What is being asked:
Restate the whole of the material. Keep every word, and drop the pictures.

Stored data:
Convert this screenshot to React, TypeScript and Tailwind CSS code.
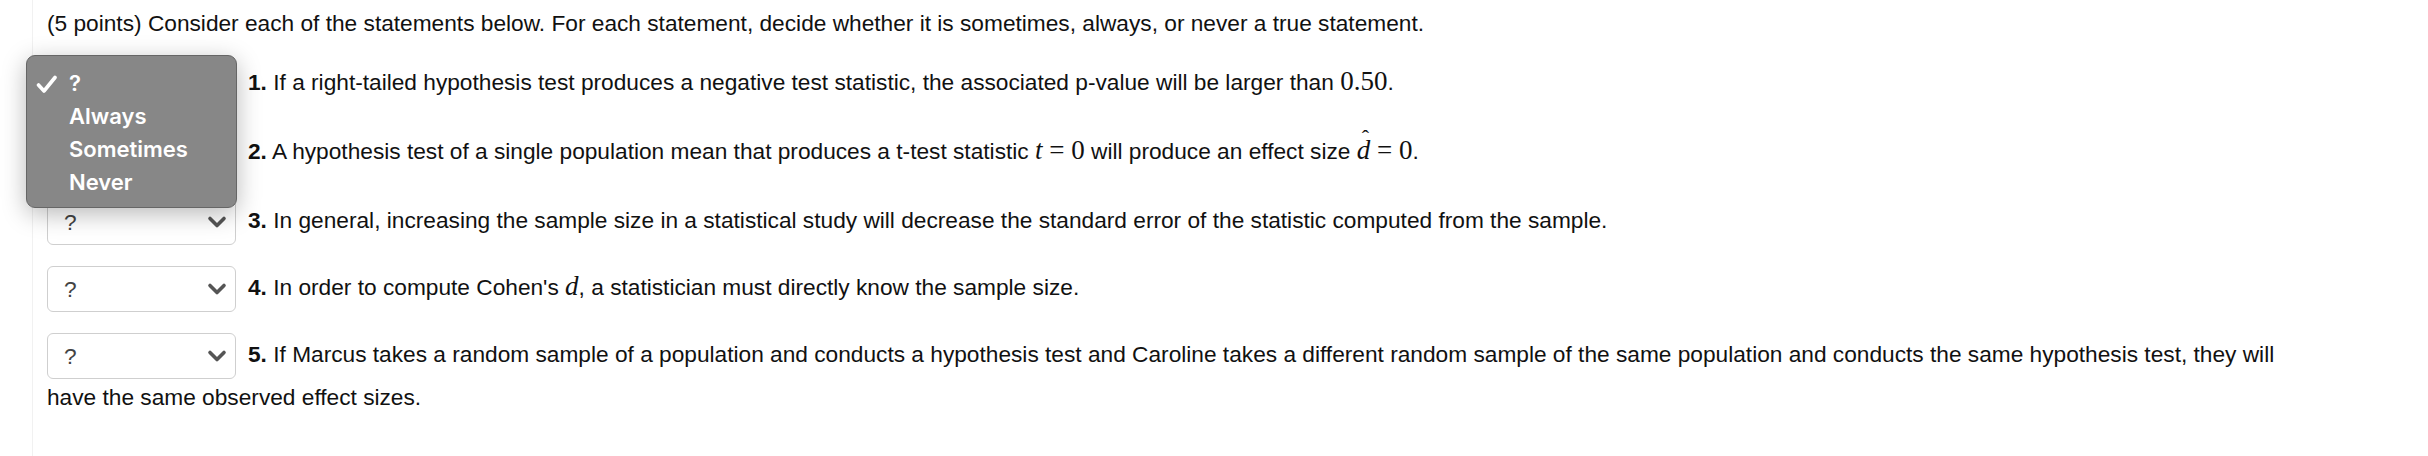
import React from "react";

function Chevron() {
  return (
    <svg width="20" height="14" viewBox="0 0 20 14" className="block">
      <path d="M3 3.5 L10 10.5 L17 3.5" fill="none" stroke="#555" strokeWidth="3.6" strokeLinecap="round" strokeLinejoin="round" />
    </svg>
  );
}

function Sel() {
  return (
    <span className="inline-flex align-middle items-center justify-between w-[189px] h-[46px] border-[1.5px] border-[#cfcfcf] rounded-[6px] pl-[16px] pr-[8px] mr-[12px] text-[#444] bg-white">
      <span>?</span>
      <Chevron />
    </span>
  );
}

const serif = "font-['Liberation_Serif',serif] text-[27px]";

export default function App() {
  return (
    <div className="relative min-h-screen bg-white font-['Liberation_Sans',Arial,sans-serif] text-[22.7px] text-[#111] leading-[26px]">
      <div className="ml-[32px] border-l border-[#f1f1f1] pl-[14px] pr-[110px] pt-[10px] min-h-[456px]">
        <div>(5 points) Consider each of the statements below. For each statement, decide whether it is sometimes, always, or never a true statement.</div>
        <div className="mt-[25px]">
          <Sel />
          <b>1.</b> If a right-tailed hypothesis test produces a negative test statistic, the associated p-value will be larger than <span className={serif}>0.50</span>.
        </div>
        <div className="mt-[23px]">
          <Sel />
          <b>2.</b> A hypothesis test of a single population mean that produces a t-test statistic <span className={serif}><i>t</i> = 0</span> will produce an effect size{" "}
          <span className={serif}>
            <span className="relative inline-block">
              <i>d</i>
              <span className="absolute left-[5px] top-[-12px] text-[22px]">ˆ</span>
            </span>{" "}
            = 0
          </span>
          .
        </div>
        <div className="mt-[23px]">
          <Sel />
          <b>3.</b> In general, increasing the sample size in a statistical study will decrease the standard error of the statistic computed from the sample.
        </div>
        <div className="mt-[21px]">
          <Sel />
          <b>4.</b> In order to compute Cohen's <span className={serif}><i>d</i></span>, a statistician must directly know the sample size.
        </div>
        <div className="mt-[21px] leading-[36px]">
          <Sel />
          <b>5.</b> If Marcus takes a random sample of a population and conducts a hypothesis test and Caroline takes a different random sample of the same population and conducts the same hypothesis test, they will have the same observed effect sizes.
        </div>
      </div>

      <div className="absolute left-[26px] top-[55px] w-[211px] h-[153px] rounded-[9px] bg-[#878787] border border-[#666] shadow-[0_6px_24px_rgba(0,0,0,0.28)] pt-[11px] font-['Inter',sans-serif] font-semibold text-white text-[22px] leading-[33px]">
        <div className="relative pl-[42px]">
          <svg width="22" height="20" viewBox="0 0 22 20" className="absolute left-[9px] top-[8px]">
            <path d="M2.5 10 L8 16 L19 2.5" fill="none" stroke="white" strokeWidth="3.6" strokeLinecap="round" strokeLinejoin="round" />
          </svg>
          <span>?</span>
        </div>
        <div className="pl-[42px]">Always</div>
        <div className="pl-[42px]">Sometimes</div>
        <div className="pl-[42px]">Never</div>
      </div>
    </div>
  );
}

Result for this task:
Convert this screenshot to React, TypeScript and Tailwind CSS code.
import React from "react";

function Chevron() {
  return (
    <svg width="20" height="14" viewBox="0 0 20 14" className="block">
      <path d="M3 3.5 L10 10.5 L17 3.5" fill="none" stroke="#555" strokeWidth="3.6" strokeLinecap="round" strokeLinejoin="round" />
    </svg>
  );
}

function Sel() {
  return (
    <span className="inline-flex align-middle items-center justify-between w-[189px] h-[46px] border-[1.5px] border-[#cfcfcf] rounded-[6px] pl-[16px] pr-[8px] mr-[12px] text-[#444] bg-white">
      <span>?</span>
      <Chevron />
    </span>
  );
}

const serif = "font-['Liberation_Serif',serif] text-[27px]";

export default function App() {
  return (
    <div className="relative min-h-screen bg-white font-['Liberation_Sans',Arial,sans-serif] text-[22.7px] text-[#111] leading-[26px]">
      <div className="ml-[32px] border-l border-[#f1f1f1] pl-[14px] pr-[110px] pt-[10px] min-h-[456px]">
        <div>(5 points) Consider each of the statements below. For each statement, decide whether it is sometimes, always, or never a true statement.</div>
        <div className="mt-[25px]">
          <Sel />
          <b>1.</b> If a right-tailed hypothesis test produces a negative test statistic, the associated p-value will be larger than <span className={serif}>0.50</span>.
        </div>
        <div className="mt-[23px]">
          <Sel />
          <b>2.</b> A hypothesis test of a single population mean that produces a t-test statistic <span className={serif}><i>t</i> = 0</span> will produce an effect size{" "}
          <span className={serif}>
            <span className="relative inline-block">
              <i>d</i>
              <span className="absolute left-[5px] top-[-12px] text-[22px]">ˆ</span>
            </span>{" "}
            = 0
          </span>
          .
        </div>
        <div className="mt-[23px]">
          <Sel />
          <b>3.</b> In general, increasing the sample size in a statistical study will decrease the standard error of the statistic computed from the sample.
        </div>
        <div className="mt-[21px]">
          <Sel />
          <b>4.</b> In order to compute Cohen's <span className={serif}><i>d</i></span>, a statistician must directly know the sample size.
        </div>
        <div className="mt-[21px] leading-[36px]">
          <Sel />
          <b>5.</b> If Marcus takes a random sample of a population and conducts a hypothesis test and Caroline takes a different random sample of the same population and conducts the same hypothesis test, they will have the same observed effect sizes.
        </div>
      </div>

      <div className="absolute left-[26px] top-[55px] w-[211px] h-[153px] rounded-[9px] bg-[#878787] border border-[#666] shadow-[0_6px_24px_rgba(0,0,0,0.28)] pt-[11px] font-['Inter',sans-serif] font-semibold text-white text-[22px] leading-[33px]">
        <div className="relative pl-[42px]">
          <svg width="22" height="20" viewBox="0 0 22 20" className="absolute left-[9px] top-[8px]">
            <path d="M2.5 10 L8 16 L19 2.5" fill="none" stroke="white" strokeWidth="3.6" strokeLinecap="round" strokeLinejoin="round" />
          </svg>
          <span>?</span>
        </div>
        <div className="pl-[42px]">Always</div>
        <div className="pl-[42px]">Sometimes</div>
        <div className="pl-[42px]">Never</div>
      </div>
    </div>
  );
}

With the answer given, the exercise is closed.